Naturally, my nosey nature took over and I glanced at it (hey, who left it there for all to see?). Not for long, but long enough to see some interesting agenda items, such as reviewing staffing levels to see if any positions needed to be cut (and to be fair, if positions needed to be added and where).

No, I haven’t mentioned to this anyone else in the office. For one, the deadline for these decisions, if any, aren’t until October.

Reality Check: I can’t say I’m surprised. We have a new CEO and of course it’s his mandate to review the entire company structure to ferret out inefficiencies and find areas where money can be better spent to boost revenues. Frankly, if he didn’t do that, he wouldn’t be doing his job.

Or it could be mere busy work for upper management types. What better kind than screwing around with the lives of underlings. Gives them a sense or power, I guess. They get to play God.

Nevertheless, at this point, it’s in the discussion stage. Who knows what will happen between now and the fall? He may make radical changes, or none at all. And no one knows where those changes, if any, will occur. And it’s pretty obvious that management is no rush to make these decisions, that these discussions are not being done out of desperation and panic as it was at my former employer.

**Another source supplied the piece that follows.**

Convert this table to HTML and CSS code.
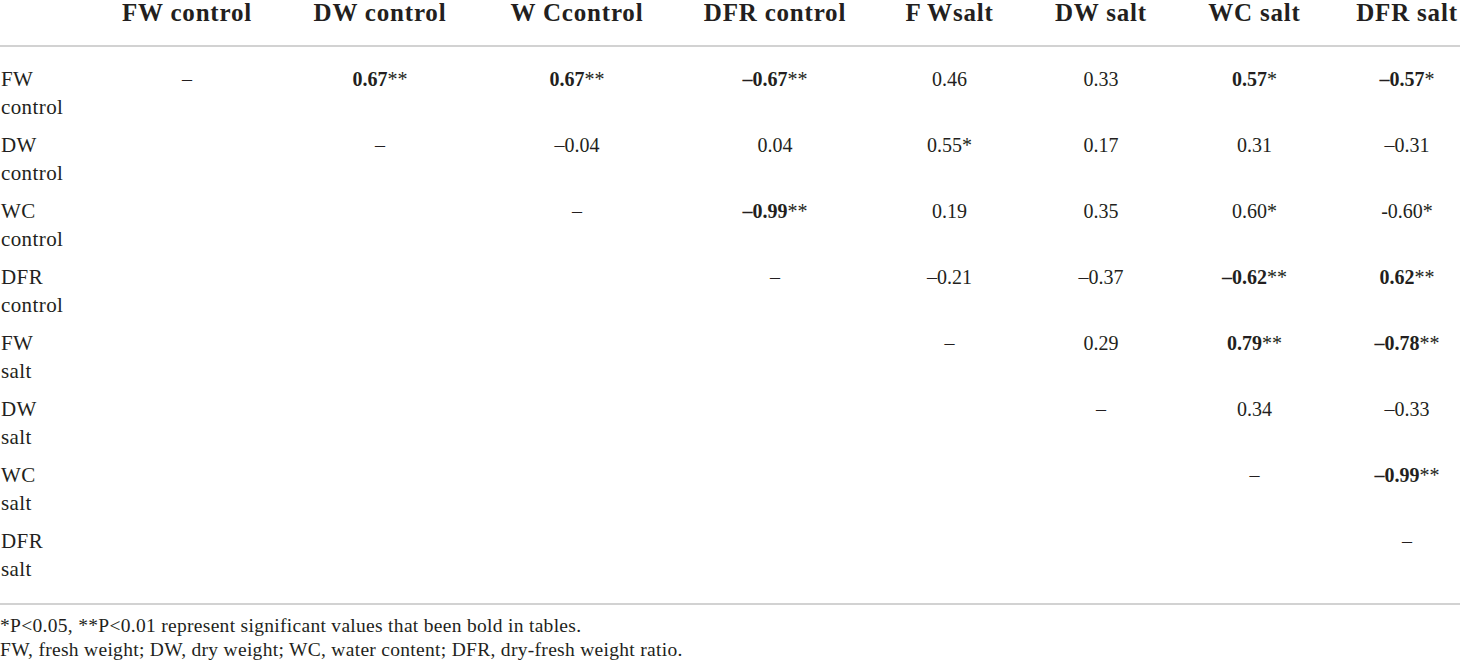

So getting worried at this time is probably premature. Yet it’s just another disheartening reminder that our professional fates are being discussed in some meeting room somewhere by a group of mostly white, middle-aged males. Not very comforting.

The best we can hope for is that any dismissals are done in a respectful, thoughtful manner for the individuals whose jobs are on the line. That those of us who may lose our jobs aren’t being laid off because some douchebag supervisor wants to get rid of us for personal reasons so he or she can keep his or her incompetent lapdogs or drinking buddies on staff.


Reality Check Again: Let's not get too negative. Negative thoughts can become negative reality. There may be massive layoffs, there may none. No one, including the new CEO, knows at this point.

So what can I do? Well, this may just be the push I need to update my resume.